Switch shocks in molecular clouds. II. Implications

A method for analyzing shocks in molecular clouds with oblique magnetic fields has been developed (Paper I). Here I derive some of the basic observable properties of these C-type waves. In particular, switch shocks, in which the initial motion is parallel to the field lines, is explored and compared to the transverse case. The process of switching on the tangential component, to enable field-cushioning, leads to higher temperatures over a narrower shocked layer. Nevertheless ambipolar diffusion and acceleration of molecular material via shocks remains effective even along field lines.

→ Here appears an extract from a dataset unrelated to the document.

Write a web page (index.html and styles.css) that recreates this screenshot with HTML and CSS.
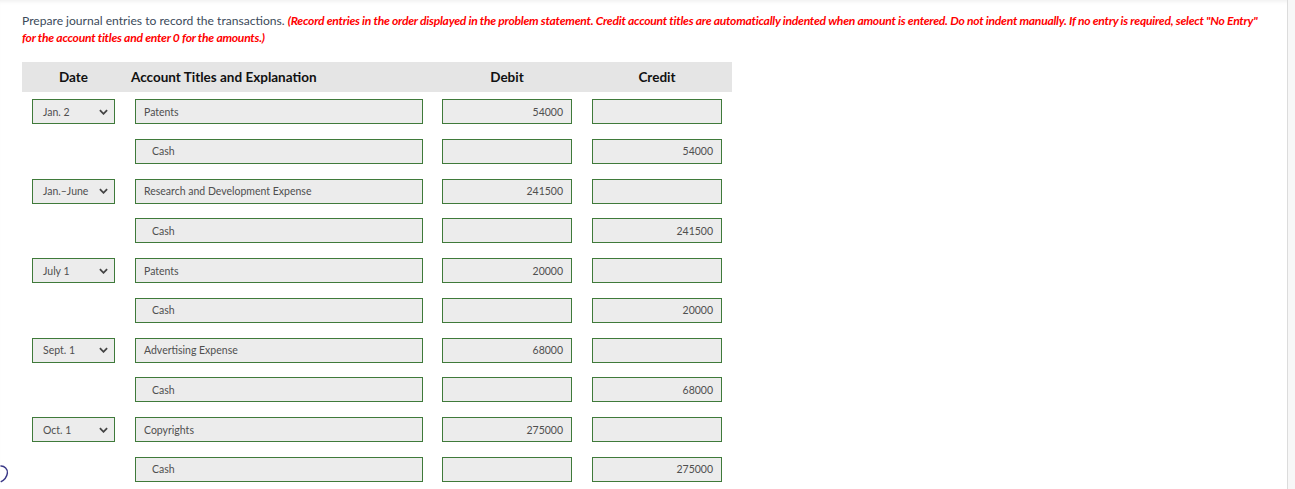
FILE: index.html
```html
<!DOCTYPE html>
<html lang="en">
<head>
<meta charset="utf-8">
<title>Journal entries</title>
<link rel="stylesheet" href="styles.css">
</head>
<body>
<div class="page">
  <main class="content">
    <p class="instructions">Prepare journal entries to record the transactions. <em class="note">(Record entries in the order displayed in the problem statement. Credit account titles are automatically indented when amount is entered. Do not indent manually. If no entry is required, select "No Entry" for the account titles and enter 0 for the amounts.)</em></p>

    <div class="journal">
      <div class="head">
        <div class="hc hc-date">Date</div>
        <div class="hc hc-acct">Account Titles and Explanation</div>
        <div class="hc hc-num">Debit</div>
        <div class="hc hc-num">Credit</div>
      </div>

      <div class="rows">
        <div class="row">
          <div class="cell"><div class="select"><span>Jan. 2</span><svg class="chev" viewBox="0 0 10 6"><path d="M1 1l4 4 4-4"/></svg></div></div>
          <div class="cell"><div class="field">Patents</div></div>
          <div class="cell"><div class="field num">54000</div></div>
          <div class="cell"><div class="field num"></div></div>
        </div>
        <div class="row">
          <div class="cell"></div>
          <div class="cell"><div class="field indent">Cash</div></div>
          <div class="cell"><div class="field num"></div></div>
          <div class="cell"><div class="field num">54000</div></div>
        </div>

        <div class="row">
          <div class="cell"><div class="select"><span>Jan.–June</span><svg class="chev" viewBox="0 0 10 6"><path d="M1 1l4 4 4-4"/></svg></div></div>
          <div class="cell"><div class="field">Research and Development Expense</div></div>
          <div class="cell"><div class="field num">241500</div></div>
          <div class="cell"><div class="field num"></div></div>
        </div>
        <div class="row">
          <div class="cell"></div>
          <div class="cell"><div class="field indent">Cash</div></div>
          <div class="cell"><div class="field num"></div></div>
          <div class="cell"><div class="field num">241500</div></div>
        </div>

        <div class="row">
          <div class="cell"><div class="select"><span>July 1</span><svg class="chev" viewBox="0 0 10 6"><path d="M1 1l4 4 4-4"/></svg></div></div>
          <div class="cell"><div class="field">Patents</div></div>
          <div class="cell"><div class="field num">20000</div></div>
          <div class="cell"><div class="field num"></div></div>
        </div>
        <div class="row">
          <div class="cell"></div>
          <div class="cell"><div class="field indent">Cash</div></div>
          <div class="cell"><div class="field num"></div></div>
          <div class="cell"><div class="field num">20000</div></div>
        </div>

        <div class="row">
          <div class="cell"><div class="select"><span>Sept. 1</span><svg class="chev" viewBox="0 0 10 6"><path d="M1 1l4 4 4-4"/></svg></div></div>
          <div class="cell"><div class="field">Advertising Expense</div></div>
          <div class="cell"><div class="field num">68000</div></div>
          <div class="cell"><div class="field num"></div></div>
        </div>
        <div class="row">
          <div class="cell"></div>
          <div class="cell"><div class="field indent">Cash</div></div>
          <div class="cell"><div class="field num"></div></div>
          <div class="cell"><div class="field num">68000</div></div>
        </div>

        <div class="row">
          <div class="cell"><div class="select"><span>Oct. 1</span><svg class="chev" viewBox="0 0 10 6"><path d="M1 1l4 4 4-4"/></svg></div></div>
          <div class="cell"><div class="field">Copyrights</div></div>
          <div class="cell"><div class="field num">275000</div></div>
          <div class="cell"><div class="field num"></div></div>
        </div>
        <div class="row">
          <div class="cell"></div>
          <div class="cell"><div class="field indent">Cash</div></div>
          <div class="cell"><div class="field num"></div></div>
          <div class="cell"><div class="field num">275000</div></div>
        </div>
      </div>
    </div>
  </main>
  <div class="gutter"></div>
  <svg class="pen" viewBox="0 0 10 20"><path d="M0.5 1.2C5 0.8 8.8 4.5 8.2 9C7.6 13.5 4.5 16.8 0.8 18.8"/></svg>
</div>
</body>
</html>
```

FILE: styles.css
```css
html, body {
  margin: 0;
  padding: 0;
  background: #ffffff;
}

body {
  font-family: Lato, "Open Sans", "Liberation Sans", sans-serif;
  color: #333;
  height: 489px;
  overflow: hidden;
}

.page {
  position: relative;
  display: flex;
  height: 489px;
  box-shadow: inset 0 4px 4px -3px rgba(0, 0, 0, 0.08);
}

.content {
  width: 1287px;
  padding: 12px 0 0 22px;
  box-sizing: border-box;
}

.gutter {
  flex: 1;
  border-left: 1px solid #dcdcdc;
  background: #f7f7f7;
}

.instructions {
  margin: 0;
  font-size: 12.1px;
  line-height: 17px;
  color: #3b4a5a;
  width: 1244px;
}

.note {
  color: #ff0000;
  font-weight: bold;
  font-style: italic;
  letter-spacing: -0.25px;
}

.journal {
  margin-top: 16px;
  width: 710px;
}

.head {
  display: grid;
  grid-template-columns: 103px 307px 150px 150px;
  height: 30px;
  background: #e5e5e5;
  align-items: center;
}

.hc {
  font-size: 13.5px;
  font-weight: bold;
  color: #111;
}

.hc-date, .hc-num {
  text-align: center;
}

.hc-acct {
  padding-left: 6px;
}

.rows {
  padding-top: 7px;
}

.row {
  display: grid;
  grid-template-columns: 103px 307px 150px 150px;
  height: 39.75px;
}

.cell {
  padding-left: 10px;
}

.select, .field {
  box-sizing: border-box;
  height: 25px;
  border: 1px solid #3f7a3a;
  background: #ececec;
  font-size: 10.5px;
  color: #4f4f4f;
  display: flex;
  align-items: center;
}

.select {
  width: 83px;
  padding: 0 6px 0 10px;
  justify-content: space-between;
}

.field {
  width: 288px;
  padding: 0 8px;
}

.field.indent {
  padding-left: 16px;
}

.field.num {
  width: 130px;
  justify-content: flex-end;
}

.chev {
  width: 9px;
  height: 6px;
  fill: none;
  stroke: #444;
  stroke-width: 2;
}

.pen {
  position: absolute;
  left: 0;
  top: 465px;
  width: 9px;
  height: 18px;
  fill: none;
  stroke: #3a3887;
  stroke-width: 1.6;
}
```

Switch shocks are present for a wide range of cloud parameters, with typical breakdown speeds of 30 and 50 km s-1 for molecular hydrogen densities of 106 and 104 cm-3, respectively. These are comparable to the standard transverse values of 45 and 50 km s-1 under the same conditions. Implications for molecular emission lines are explored. Switches and transverse shocks have similar properties. Switches produce less H2 emission and significantly higher excitation levels are possible. However, a strong low-temperature coolant (such as H2O) is necessary to avoid the appearance of a C* or J-type subshock. Ramifications for star formation and circumstellar disks are discussed. Torzsional switches and poloidal switches extract angular momentum and magnetic flux from molecular cloud cores at super-Alfvénic speeds.